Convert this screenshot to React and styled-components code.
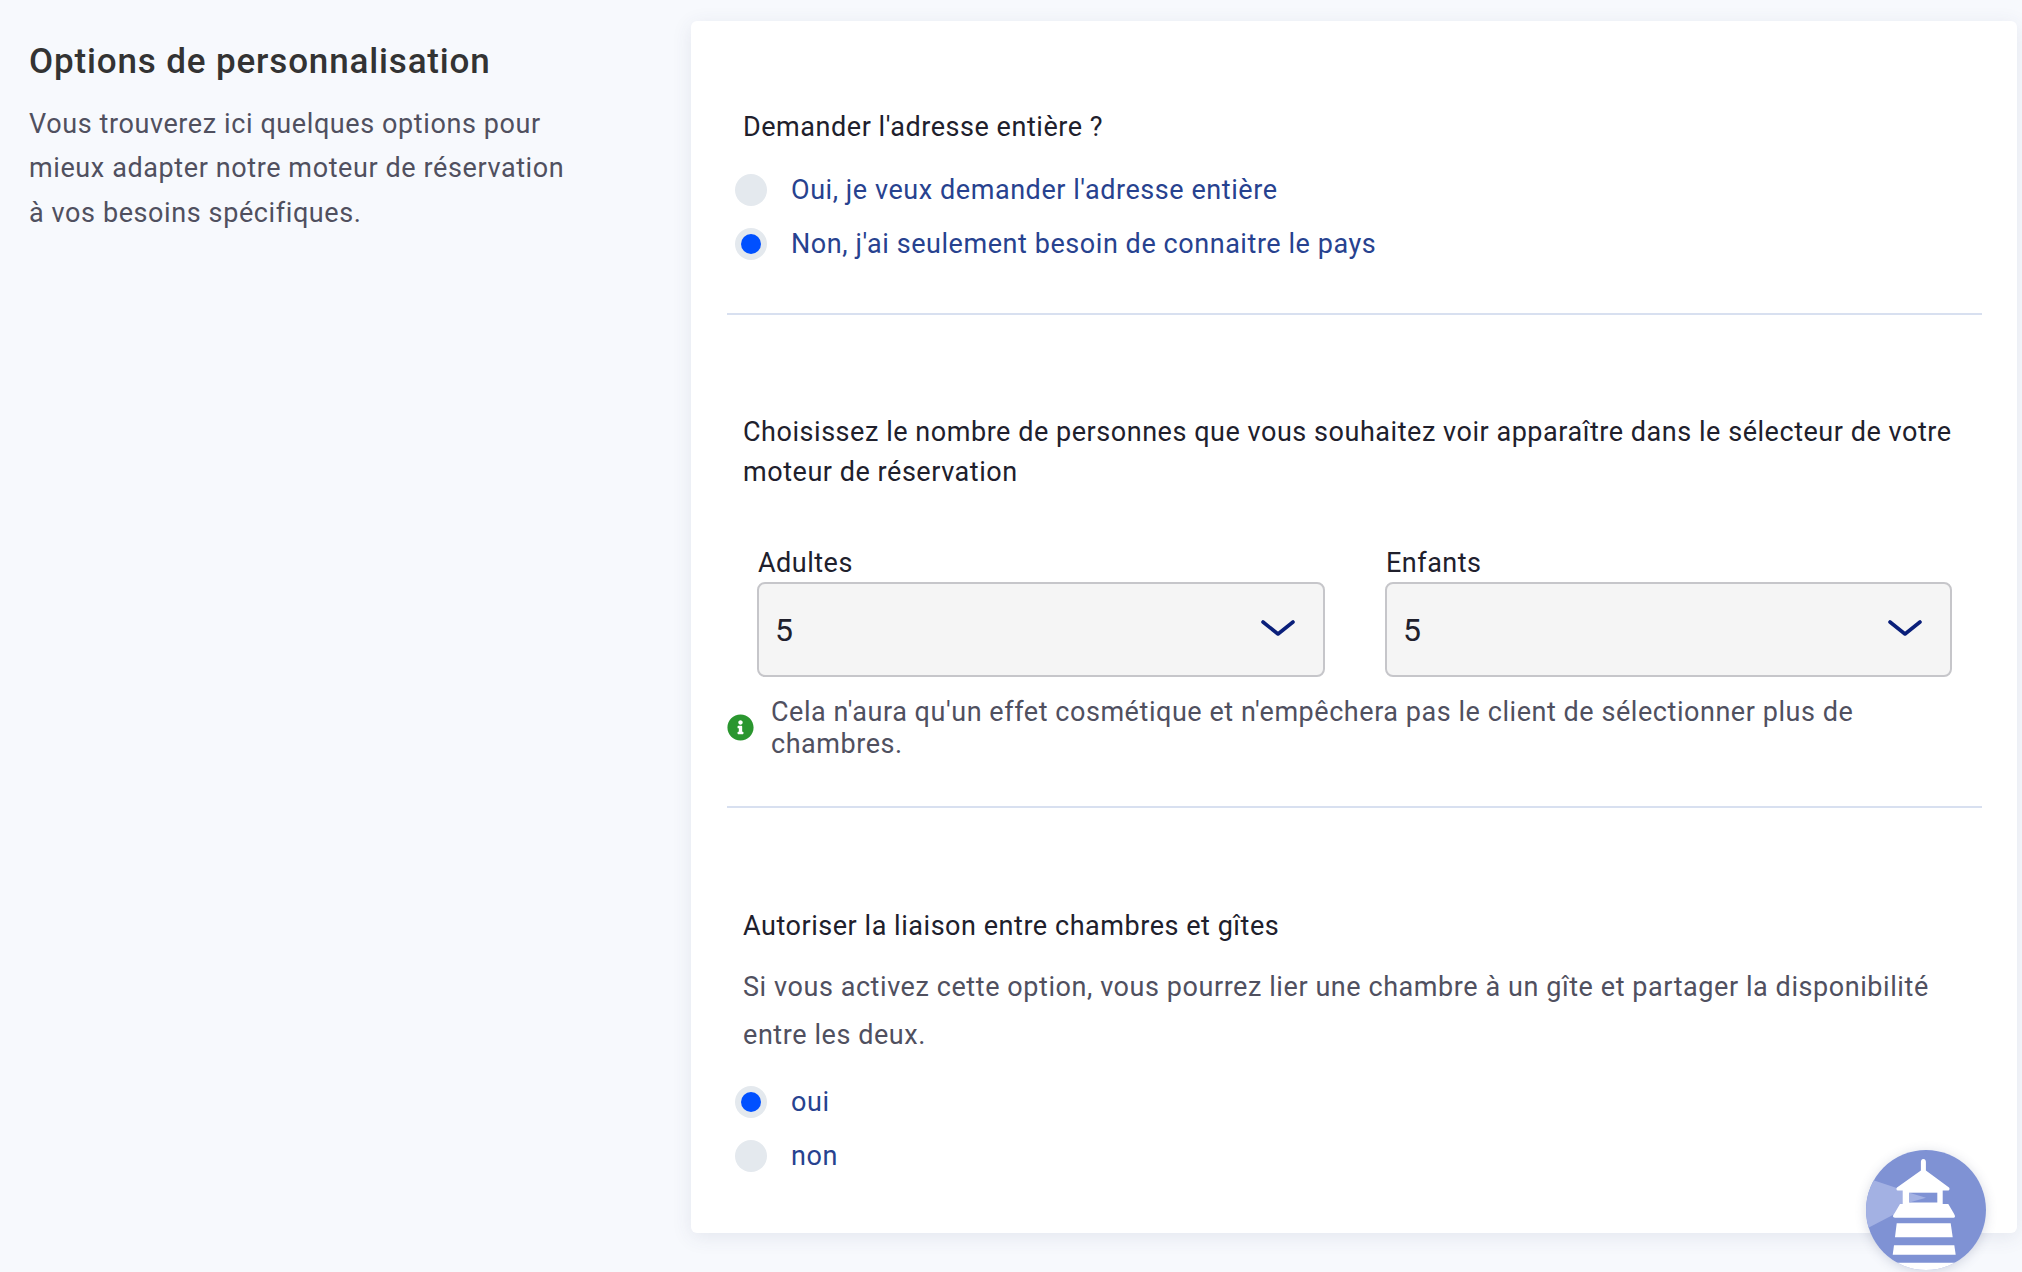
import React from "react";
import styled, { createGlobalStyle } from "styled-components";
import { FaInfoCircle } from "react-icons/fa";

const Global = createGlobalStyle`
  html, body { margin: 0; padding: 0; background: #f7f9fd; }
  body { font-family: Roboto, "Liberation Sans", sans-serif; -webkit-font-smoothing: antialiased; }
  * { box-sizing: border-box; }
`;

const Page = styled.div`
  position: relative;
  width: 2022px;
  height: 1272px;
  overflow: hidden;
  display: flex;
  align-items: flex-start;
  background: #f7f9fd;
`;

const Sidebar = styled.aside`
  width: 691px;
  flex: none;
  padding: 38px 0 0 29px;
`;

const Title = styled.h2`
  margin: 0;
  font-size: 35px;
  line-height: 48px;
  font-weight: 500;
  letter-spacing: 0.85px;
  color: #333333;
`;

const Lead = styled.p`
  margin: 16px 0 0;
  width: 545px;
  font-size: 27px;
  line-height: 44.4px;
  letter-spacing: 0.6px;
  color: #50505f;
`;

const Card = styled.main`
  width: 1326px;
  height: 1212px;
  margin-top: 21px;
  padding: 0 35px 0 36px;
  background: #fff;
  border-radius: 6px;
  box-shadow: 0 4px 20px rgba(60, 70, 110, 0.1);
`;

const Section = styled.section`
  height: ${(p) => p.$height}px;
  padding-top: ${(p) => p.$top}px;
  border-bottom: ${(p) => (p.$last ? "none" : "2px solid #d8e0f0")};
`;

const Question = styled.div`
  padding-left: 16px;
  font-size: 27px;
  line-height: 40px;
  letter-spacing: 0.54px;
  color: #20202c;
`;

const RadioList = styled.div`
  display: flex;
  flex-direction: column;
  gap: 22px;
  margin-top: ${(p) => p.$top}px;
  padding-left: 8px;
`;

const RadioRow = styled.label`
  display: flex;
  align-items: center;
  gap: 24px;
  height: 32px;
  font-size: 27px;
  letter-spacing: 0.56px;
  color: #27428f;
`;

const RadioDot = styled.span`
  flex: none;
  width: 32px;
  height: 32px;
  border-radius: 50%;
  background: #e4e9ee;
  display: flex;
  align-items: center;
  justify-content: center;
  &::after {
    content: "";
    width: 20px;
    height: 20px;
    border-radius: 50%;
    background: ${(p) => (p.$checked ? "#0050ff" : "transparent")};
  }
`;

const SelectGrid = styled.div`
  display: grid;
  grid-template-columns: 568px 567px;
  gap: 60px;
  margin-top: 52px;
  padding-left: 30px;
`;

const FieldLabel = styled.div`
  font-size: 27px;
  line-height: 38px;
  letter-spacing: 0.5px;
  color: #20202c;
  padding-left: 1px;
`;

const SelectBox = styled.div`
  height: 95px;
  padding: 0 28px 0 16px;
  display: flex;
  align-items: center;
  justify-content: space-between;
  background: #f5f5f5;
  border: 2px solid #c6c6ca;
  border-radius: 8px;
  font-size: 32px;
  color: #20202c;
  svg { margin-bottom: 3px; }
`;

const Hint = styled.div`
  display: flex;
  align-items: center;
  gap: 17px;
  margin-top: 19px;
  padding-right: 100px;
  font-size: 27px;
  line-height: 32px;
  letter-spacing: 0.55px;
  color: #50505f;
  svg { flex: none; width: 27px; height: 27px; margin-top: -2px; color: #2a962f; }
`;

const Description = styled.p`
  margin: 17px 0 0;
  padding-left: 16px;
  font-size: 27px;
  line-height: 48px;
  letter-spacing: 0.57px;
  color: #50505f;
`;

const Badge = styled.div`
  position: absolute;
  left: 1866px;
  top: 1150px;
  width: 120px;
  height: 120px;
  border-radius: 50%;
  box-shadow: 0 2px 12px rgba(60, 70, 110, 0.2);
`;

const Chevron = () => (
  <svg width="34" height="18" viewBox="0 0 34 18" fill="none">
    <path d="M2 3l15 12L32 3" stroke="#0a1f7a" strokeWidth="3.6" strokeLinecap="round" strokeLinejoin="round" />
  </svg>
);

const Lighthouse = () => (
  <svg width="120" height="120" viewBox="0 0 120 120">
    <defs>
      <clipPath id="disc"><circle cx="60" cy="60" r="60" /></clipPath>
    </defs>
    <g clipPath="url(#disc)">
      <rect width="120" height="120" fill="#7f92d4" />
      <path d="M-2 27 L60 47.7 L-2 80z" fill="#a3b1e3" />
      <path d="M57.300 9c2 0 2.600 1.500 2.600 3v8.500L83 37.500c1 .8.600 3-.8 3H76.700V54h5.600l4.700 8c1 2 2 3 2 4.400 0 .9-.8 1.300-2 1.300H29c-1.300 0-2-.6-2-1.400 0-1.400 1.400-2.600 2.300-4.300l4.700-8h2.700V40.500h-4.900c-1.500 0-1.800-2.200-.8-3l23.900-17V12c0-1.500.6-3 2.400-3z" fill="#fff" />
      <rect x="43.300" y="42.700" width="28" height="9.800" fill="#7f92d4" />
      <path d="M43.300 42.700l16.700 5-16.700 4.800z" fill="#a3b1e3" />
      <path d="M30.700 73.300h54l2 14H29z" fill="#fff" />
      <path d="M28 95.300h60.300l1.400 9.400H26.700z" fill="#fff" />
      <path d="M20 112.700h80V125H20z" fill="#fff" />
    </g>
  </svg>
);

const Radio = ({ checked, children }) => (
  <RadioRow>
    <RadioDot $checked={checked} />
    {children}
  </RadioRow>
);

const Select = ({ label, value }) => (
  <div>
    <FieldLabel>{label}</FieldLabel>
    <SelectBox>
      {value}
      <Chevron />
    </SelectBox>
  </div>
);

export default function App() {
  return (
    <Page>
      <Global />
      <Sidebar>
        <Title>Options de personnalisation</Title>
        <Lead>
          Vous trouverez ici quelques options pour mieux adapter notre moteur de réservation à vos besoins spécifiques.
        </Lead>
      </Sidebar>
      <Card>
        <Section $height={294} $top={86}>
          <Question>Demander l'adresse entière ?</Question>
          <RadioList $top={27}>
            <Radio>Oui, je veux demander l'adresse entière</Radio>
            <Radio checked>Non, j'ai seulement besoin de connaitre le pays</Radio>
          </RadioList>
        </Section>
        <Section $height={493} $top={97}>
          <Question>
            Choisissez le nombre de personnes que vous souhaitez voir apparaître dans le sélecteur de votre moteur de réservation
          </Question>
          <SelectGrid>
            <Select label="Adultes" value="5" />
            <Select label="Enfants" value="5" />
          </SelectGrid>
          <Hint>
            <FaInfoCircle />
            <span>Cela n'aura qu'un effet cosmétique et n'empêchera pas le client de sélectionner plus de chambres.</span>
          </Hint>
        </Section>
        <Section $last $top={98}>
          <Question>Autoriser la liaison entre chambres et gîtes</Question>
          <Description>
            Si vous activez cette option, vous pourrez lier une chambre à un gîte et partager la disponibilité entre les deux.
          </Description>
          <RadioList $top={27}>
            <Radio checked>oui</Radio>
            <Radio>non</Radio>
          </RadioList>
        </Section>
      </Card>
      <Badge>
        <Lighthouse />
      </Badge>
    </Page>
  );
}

------------------------------------

> [TASK DESCRIPTION] Print the complete listing exactly, apart from any pictures.

> [RESPONSE]
Convert this screenshot to React and styled-components code.
import React from "react";
import styled, { createGlobalStyle } from "styled-components";
import { FaInfoCircle } from "react-icons/fa";

const Global = createGlobalStyle`
  html, body { margin: 0; padding: 0; background: #f7f9fd; }
  body { font-family: Roboto, "Liberation Sans", sans-serif; -webkit-font-smoothing: antialiased; }
  * { box-sizing: border-box; }
`;

const Page = styled.div`
  position: relative;
  width: 2022px;
  height: 1272px;
  overflow: hidden;
  display: flex;
  align-items: flex-start;
  background: #f7f9fd;
`;

const Sidebar = styled.aside`
  width: 691px;
  flex: none;
  padding: 38px 0 0 29px;
`;

const Title = styled.h2`
  margin: 0;
  font-size: 35px;
  line-height: 48px;
  font-weight: 500;
  letter-spacing: 0.85px;
  color: #333333;
`;

const Lead = styled.p`
  margin: 16px 0 0;
  width: 545px;
  font-size: 27px;
  line-height: 44.4px;
  letter-spacing: 0.6px;
  color: #50505f;
`;

const Card = styled.main`
  width: 1326px;
  height: 1212px;
  margin-top: 21px;
  padding: 0 35px 0 36px;
  background: #fff;
  border-radius: 6px;
  box-shadow: 0 4px 20px rgba(60, 70, 110, 0.1);
`;

const Section = styled.section`
  height: ${(p) => p.$height}px;
  padding-top: ${(p) => p.$top}px;
  border-bottom: ${(p) => (p.$last ? "none" : "2px solid #d8e0f0")};
`;

const Question = styled.div`
  padding-left: 16px;
  font-size: 27px;
  line-height: 40px;
  letter-spacing: 0.54px;
  color: #20202c;
`;

const RadioList = styled.div`
  display: flex;
  flex-direction: column;
  gap: 22px;
  margin-top: ${(p) => p.$top}px;
  padding-left: 8px;
`;

const RadioRow = styled.label`
  display: flex;
  align-items: center;
  gap: 24px;
  height: 32px;
  font-size: 27px;
  letter-spacing: 0.56px;
  color: #27428f;
`;

const RadioDot = styled.span`
  flex: none;
  width: 32px;
  height: 32px;
  border-radius: 50%;
  background: #e4e9ee;
  display: flex;
  align-items: center;
  justify-content: center;
  &::after {
    content: "";
    width: 20px;
    height: 20px;
    border-radius: 50%;
    background: ${(p) => (p.$checked ? "#0050ff" : "transparent")};
  }
`;

const SelectGrid = styled.div`
  display: grid;
  grid-template-columns: 568px 567px;
  gap: 60px;
  margin-top: 52px;
  padding-left: 30px;
`;

const FieldLabel = styled.div`
  font-size: 27px;
  line-height: 38px;
  letter-spacing: 0.5px;
  color: #20202c;
  padding-left: 1px;
`;

const SelectBox = styled.div`
  height: 95px;
  padding: 0 28px 0 16px;
  display: flex;
  align-items: center;
  justify-content: space-between;
  background: #f5f5f5;
  border: 2px solid #c6c6ca;
  border-radius: 8px;
  font-size: 32px;
  color: #20202c;
  svg { margin-bottom: 3px; }
`;

const Hint = styled.div`
  display: flex;
  align-items: center;
  gap: 17px;
  margin-top: 19px;
  padding-right: 100px;
  font-size: 27px;
  line-height: 32px;
  letter-spacing: 0.55px;
  color: #50505f;
  svg { flex: none; width: 27px; height: 27px; margin-top: -2px; color: #2a962f; }
`;

const Description = styled.p`
  margin: 17px 0 0;
  padding-left: 16px;
  font-size: 27px;
  line-height: 48px;
  letter-spacing: 0.57px;
  color: #50505f;
`;

const Badge = styled.div`
  position: absolute;
  left: 1866px;
  top: 1150px;
  width: 120px;
  height: 120px;
  border-radius: 50%;
  box-shadow: 0 2px 12px rgba(60, 70, 110, 0.2);
`;

const Chevron = () => (
  <svg width="34" height="18" viewBox="0 0 34 18" fill="none">
    <path d="M2 3l15 12L32 3" stroke="#0a1f7a" strokeWidth="3.6" strokeLinecap="round" strokeLinejoin="round" />
  </svg>
);

const Lighthouse = () => (
  <svg width="120" height="120" viewBox="0 0 120 120">
    <defs>
      <clipPath id="disc"><circle cx="60" cy="60" r="60" /></clipPath>
    </defs>
    <g clipPath="url(#disc)">
      <rect width="120" height="120" fill="#7f92d4" />
      <path d="M-2 27 L60 47.7 L-2 80z" fill="#a3b1e3" />
      <path d="M57.300 9c2 0 2.600 1.500 2.600 3v8.500L83 37.500c1 .8.600 3-.8 3H76.700V54h5.600l4.700 8c1 2 2 3 2 4.400 0 .9-.8 1.300-2 1.300H29c-1.300 0-2-.6-2-1.400 0-1.400 1.400-2.600 2.300-4.300l4.700-8h2.700V40.500h-4.900c-1.500 0-1.800-2.200-.8-3l23.900-17V12c0-1.500.6-3 2.400-3z" fill="#fff" />
      <rect x="43.300" y="42.700" width="28" height="9.800" fill="#7f92d4" />
      <path d="M43.300 42.700l16.700 5-16.700 4.800z" fill="#a3b1e3" />
      <path d="M30.700 73.300h54l2 14H29z" fill="#fff" />
      <path d="M28 95.300h60.300l1.400 9.400H26.700z" fill="#fff" />
      <path d="M20 112.700h80V125H20z" fill="#fff" />
    </g>
  </svg>
);

const Radio = ({ checked, children }) => (
  <RadioRow>
    <RadioDot $checked={checked} />
    {children}
  </RadioRow>
);

const Select = ({ label, value }) => (
  <div>
    <FieldLabel>{label}</FieldLabel>
    <SelectBox>
      {value}
      <Chevron />
    </SelectBox>
  </div>
);

export default function App() {
  return (
    <Page>
      <Global />
      <Sidebar>
        <Title>Options de personnalisation</Title>
        <Lead>
          Vous trouverez ici quelques options pour mieux adapter notre moteur de réservation à vos besoins spécifiques.
        </Lead>
      </Sidebar>
      <Card>
        <Section $height={294} $top={86}>
          <Question>Demander l'adresse entière ?</Question>
          <RadioList $top={27}>
            <Radio>Oui, je veux demander l'adresse entière</Radio>
            <Radio checked>Non, j'ai seulement besoin de connaitre le pays</Radio>
          </RadioList>
        </Section>
        <Section $height={493} $top={97}>
          <Question>
            Choisissez le nombre de personnes que vous souhaitez voir apparaître dans le sélecteur de votre moteur de réservation
          </Question>
          <SelectGrid>
            <Select label="Adultes" value="5" />
            <Select label="Enfants" value="5" />
          </SelectGrid>
          <Hint>
            <FaInfoCircle />
            <span>Cela n'aura qu'un effet cosmétique et n'empêchera pas le client de sélectionner plus de chambres.</span>
          </Hint>
        </Section>
        <Section $last $top={98}>
          <Question>Autoriser la liaison entre chambres et gîtes</Question>
          <Description>
            Si vous activez cette option, vous pourrez lier une chambre à un gîte et partager la disponibilité entre les deux.
          </Description>
          <RadioList $top={27}>
            <Radio checked>oui</Radio>
            <Radio>non</Radio>
          </RadioList>
        </Section>
      </Card>
      <Badge>
        <Lighthouse />
      </Badge>
    </Page>
  );
}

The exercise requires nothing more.